# Aim:
Examine the material below. Gather every line in which the string "this" appears.

Stored data:
-------------------------

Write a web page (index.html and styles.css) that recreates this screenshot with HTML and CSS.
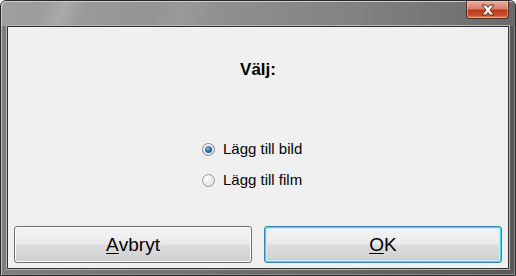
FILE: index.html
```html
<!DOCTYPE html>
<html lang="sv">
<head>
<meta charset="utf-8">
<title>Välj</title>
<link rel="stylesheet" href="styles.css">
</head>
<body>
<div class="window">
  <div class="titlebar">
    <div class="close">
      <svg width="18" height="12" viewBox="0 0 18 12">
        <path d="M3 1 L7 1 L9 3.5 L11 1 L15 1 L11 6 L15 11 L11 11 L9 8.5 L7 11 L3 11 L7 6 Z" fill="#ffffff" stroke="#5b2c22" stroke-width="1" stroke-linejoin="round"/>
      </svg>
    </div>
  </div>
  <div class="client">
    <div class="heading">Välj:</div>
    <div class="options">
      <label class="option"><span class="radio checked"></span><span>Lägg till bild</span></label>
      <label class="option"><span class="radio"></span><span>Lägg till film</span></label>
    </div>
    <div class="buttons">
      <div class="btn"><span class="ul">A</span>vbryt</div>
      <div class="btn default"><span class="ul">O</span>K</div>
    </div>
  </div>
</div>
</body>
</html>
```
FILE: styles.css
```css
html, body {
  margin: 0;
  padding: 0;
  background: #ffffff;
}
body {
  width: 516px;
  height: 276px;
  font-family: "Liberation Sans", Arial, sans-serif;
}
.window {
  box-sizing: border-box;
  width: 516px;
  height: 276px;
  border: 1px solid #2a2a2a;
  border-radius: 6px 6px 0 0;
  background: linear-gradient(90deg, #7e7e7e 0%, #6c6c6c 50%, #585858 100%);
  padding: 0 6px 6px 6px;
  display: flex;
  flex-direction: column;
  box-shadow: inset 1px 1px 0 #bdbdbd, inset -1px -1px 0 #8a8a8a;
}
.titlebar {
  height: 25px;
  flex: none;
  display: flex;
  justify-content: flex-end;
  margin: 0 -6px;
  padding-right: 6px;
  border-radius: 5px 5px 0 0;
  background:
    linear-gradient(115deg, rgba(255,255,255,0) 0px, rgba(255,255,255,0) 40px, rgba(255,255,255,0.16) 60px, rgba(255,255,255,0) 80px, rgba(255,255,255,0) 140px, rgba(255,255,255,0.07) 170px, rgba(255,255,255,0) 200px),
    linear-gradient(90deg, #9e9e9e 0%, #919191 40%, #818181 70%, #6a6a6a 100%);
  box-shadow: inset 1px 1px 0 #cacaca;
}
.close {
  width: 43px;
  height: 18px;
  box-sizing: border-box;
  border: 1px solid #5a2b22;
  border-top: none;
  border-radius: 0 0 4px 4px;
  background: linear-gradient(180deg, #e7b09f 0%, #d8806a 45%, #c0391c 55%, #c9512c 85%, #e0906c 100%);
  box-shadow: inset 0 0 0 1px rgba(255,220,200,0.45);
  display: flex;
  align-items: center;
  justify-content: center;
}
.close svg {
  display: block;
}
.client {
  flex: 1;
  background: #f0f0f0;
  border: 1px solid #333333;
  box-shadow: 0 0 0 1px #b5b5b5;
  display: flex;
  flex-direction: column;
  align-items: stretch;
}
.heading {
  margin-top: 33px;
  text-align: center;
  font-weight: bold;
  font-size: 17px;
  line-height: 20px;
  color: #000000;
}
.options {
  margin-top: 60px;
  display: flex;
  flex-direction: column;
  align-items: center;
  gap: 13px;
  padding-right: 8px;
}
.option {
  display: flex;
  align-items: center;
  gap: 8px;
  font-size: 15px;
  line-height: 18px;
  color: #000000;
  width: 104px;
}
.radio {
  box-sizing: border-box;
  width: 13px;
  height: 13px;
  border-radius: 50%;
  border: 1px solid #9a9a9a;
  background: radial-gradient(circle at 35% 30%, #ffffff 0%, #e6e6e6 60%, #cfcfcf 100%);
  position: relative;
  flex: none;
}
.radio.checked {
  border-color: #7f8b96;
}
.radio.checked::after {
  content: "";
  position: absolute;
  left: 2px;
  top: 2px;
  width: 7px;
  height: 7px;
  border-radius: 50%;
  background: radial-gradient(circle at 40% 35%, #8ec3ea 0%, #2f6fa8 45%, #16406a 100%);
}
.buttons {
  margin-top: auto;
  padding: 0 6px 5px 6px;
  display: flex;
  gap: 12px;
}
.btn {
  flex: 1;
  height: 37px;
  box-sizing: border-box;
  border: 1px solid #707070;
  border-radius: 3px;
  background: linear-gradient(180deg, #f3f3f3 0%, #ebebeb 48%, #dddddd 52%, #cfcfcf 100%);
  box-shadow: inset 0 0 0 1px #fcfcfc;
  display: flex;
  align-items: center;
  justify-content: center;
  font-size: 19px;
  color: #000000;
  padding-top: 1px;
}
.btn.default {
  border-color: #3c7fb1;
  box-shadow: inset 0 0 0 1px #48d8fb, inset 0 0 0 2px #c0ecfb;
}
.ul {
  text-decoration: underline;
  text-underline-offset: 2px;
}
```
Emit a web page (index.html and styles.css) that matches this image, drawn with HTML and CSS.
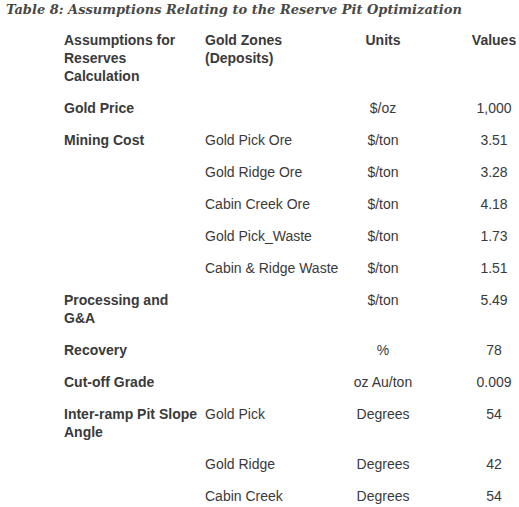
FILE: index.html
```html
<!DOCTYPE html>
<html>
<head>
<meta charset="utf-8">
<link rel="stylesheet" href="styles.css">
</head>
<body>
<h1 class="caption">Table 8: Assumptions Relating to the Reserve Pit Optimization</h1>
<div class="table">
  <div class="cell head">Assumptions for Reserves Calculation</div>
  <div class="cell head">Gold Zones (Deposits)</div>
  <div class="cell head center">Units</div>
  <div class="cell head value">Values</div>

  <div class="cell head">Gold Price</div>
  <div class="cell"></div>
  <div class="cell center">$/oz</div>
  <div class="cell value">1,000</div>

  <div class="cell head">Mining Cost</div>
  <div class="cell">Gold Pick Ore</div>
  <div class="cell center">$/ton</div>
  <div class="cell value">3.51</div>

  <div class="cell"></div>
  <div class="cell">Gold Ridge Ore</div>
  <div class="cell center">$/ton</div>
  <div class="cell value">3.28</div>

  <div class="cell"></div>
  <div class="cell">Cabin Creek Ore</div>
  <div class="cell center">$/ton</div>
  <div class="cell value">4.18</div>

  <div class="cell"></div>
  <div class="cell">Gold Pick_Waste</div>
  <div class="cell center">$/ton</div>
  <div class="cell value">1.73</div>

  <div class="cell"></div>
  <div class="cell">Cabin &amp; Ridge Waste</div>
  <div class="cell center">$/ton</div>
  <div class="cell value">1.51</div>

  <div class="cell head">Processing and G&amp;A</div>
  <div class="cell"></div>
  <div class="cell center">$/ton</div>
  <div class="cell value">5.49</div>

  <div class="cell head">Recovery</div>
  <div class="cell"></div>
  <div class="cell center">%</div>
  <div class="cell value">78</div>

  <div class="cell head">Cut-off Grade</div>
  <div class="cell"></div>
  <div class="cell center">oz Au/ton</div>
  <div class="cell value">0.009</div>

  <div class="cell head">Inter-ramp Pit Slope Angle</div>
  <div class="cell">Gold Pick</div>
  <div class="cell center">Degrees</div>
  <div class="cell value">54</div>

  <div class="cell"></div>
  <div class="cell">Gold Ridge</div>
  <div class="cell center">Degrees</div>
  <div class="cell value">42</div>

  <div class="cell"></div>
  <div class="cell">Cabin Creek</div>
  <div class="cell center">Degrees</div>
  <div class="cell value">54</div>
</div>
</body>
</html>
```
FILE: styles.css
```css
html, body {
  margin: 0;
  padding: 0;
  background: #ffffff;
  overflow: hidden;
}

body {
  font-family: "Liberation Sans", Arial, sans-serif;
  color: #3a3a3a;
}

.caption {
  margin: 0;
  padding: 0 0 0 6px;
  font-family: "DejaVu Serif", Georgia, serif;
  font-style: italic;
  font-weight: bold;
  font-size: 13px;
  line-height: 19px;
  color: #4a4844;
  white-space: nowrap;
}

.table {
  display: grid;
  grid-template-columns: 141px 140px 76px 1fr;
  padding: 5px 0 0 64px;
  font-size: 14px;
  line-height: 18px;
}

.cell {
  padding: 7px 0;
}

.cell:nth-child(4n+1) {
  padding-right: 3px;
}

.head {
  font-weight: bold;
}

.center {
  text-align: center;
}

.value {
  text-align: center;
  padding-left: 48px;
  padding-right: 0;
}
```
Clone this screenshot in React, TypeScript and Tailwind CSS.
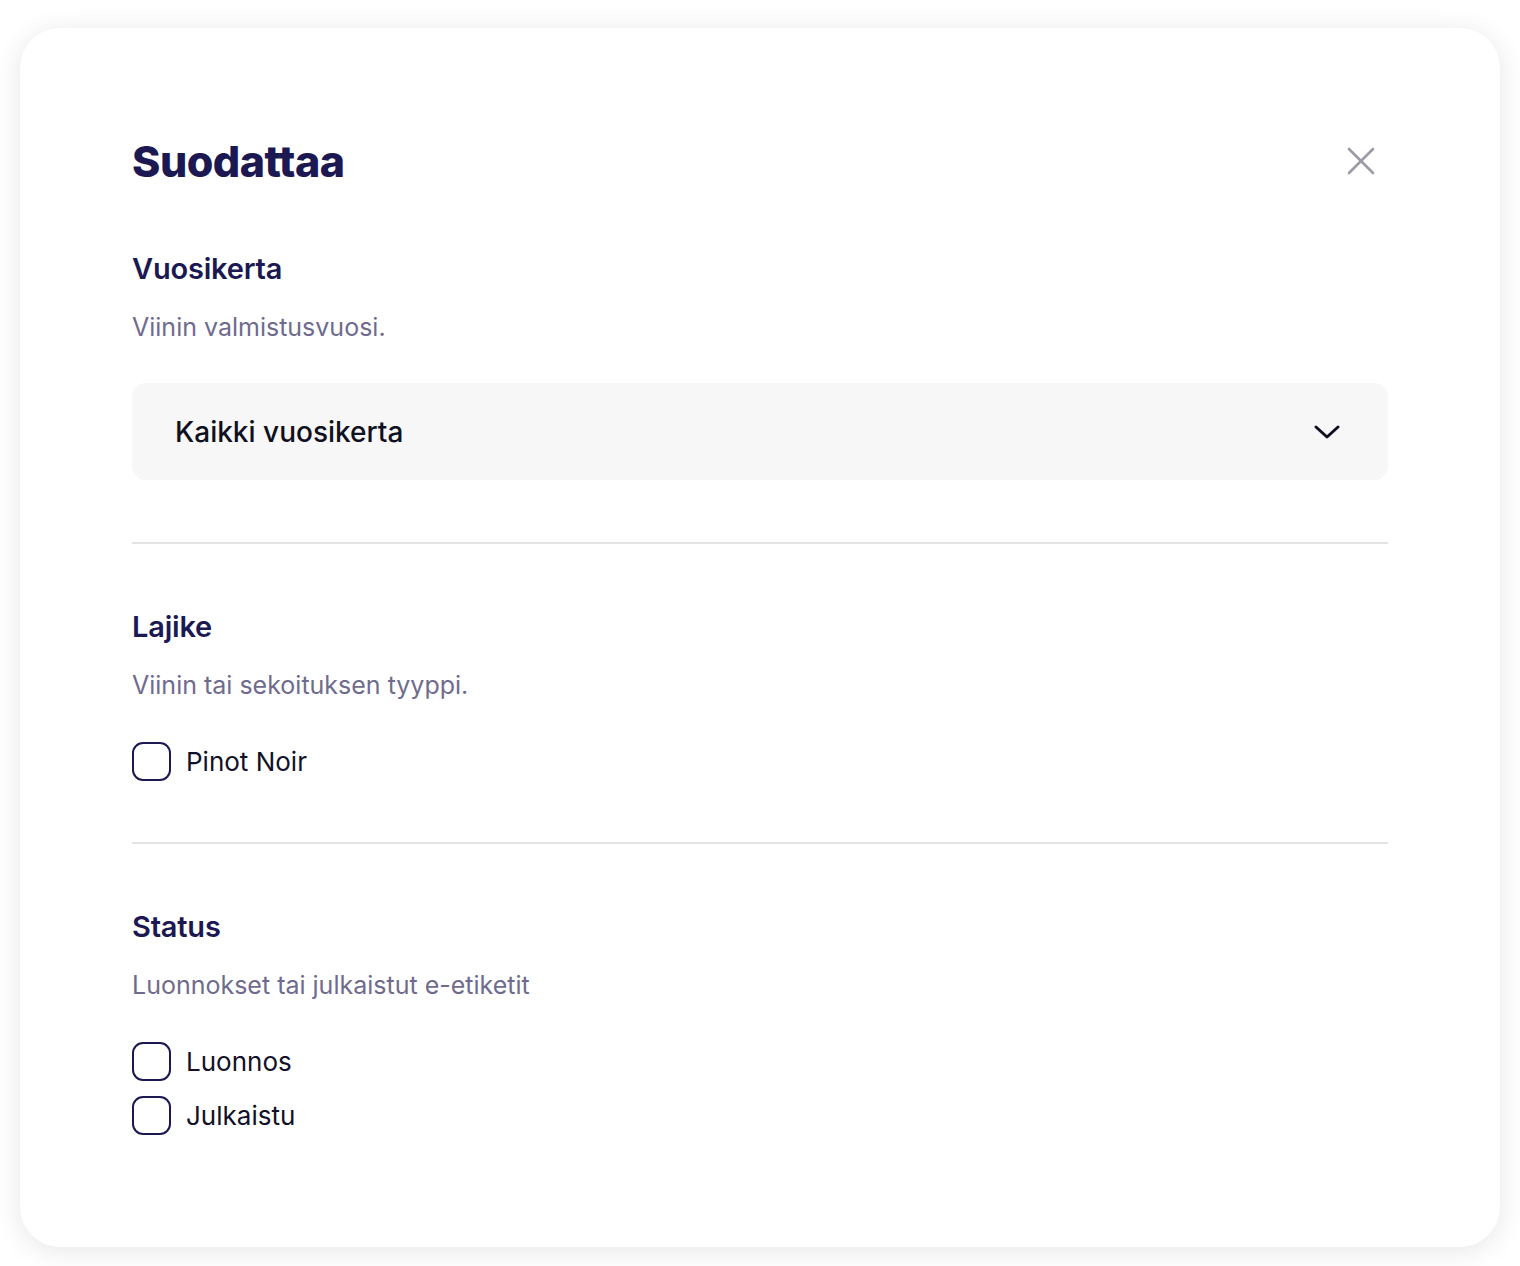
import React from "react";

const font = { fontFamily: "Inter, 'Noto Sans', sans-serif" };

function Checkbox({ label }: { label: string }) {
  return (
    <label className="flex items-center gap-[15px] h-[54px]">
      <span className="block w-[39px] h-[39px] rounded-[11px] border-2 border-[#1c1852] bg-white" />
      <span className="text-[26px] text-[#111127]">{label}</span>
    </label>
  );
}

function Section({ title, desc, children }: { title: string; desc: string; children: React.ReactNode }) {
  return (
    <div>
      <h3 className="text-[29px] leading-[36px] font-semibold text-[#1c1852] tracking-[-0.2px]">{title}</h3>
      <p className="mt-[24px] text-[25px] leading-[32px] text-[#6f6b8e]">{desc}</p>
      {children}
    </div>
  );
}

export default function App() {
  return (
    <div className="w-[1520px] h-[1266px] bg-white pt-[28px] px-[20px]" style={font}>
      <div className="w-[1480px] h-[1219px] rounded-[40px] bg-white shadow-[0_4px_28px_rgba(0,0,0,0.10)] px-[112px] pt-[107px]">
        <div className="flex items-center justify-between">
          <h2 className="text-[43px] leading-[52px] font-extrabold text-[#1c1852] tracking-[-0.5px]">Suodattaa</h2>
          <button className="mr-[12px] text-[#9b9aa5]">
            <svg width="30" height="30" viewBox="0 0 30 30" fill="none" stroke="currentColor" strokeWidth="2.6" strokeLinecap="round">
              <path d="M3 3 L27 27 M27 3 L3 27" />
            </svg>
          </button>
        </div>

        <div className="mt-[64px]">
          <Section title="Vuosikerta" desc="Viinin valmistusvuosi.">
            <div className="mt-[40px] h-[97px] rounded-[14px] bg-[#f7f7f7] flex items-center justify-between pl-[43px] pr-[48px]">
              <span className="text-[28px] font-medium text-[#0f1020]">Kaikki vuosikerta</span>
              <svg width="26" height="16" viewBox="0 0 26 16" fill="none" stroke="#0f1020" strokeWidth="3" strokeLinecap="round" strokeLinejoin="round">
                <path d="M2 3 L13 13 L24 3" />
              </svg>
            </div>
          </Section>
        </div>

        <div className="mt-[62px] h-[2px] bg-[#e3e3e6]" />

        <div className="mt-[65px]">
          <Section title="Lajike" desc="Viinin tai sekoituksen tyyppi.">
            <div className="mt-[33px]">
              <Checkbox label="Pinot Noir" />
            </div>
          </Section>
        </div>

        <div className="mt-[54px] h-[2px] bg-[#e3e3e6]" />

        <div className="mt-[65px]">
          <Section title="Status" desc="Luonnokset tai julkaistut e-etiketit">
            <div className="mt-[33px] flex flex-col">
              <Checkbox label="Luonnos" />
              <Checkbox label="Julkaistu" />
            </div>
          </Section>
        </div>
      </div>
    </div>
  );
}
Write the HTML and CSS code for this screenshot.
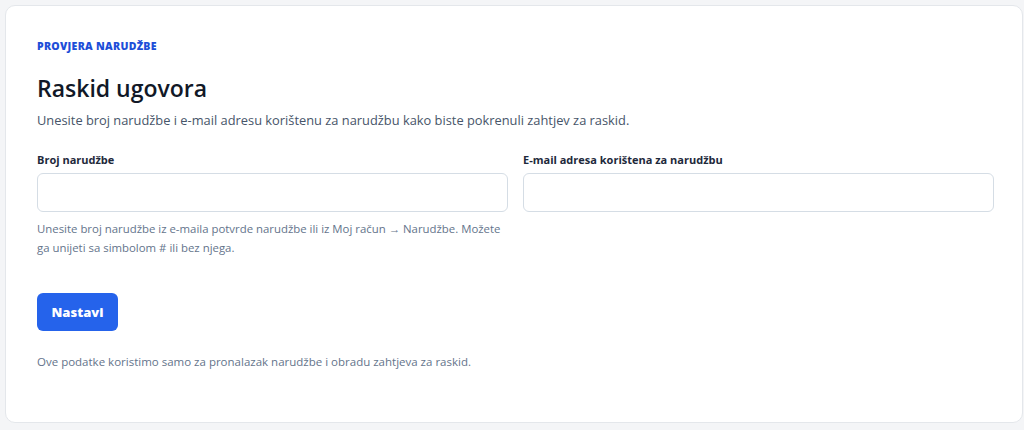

-------------------------

# Answer to the problem:
Write a web page (index.html and styles.css) that recreates this screenshot with HTML and CSS.
Emit a web page (index.html and styles.css) that matches this image, drawn with HTML and CSS.
Clone this screenshot in React, TypeScript and Tailwind CSS.
Write the HTML and CSS code for this screenshot.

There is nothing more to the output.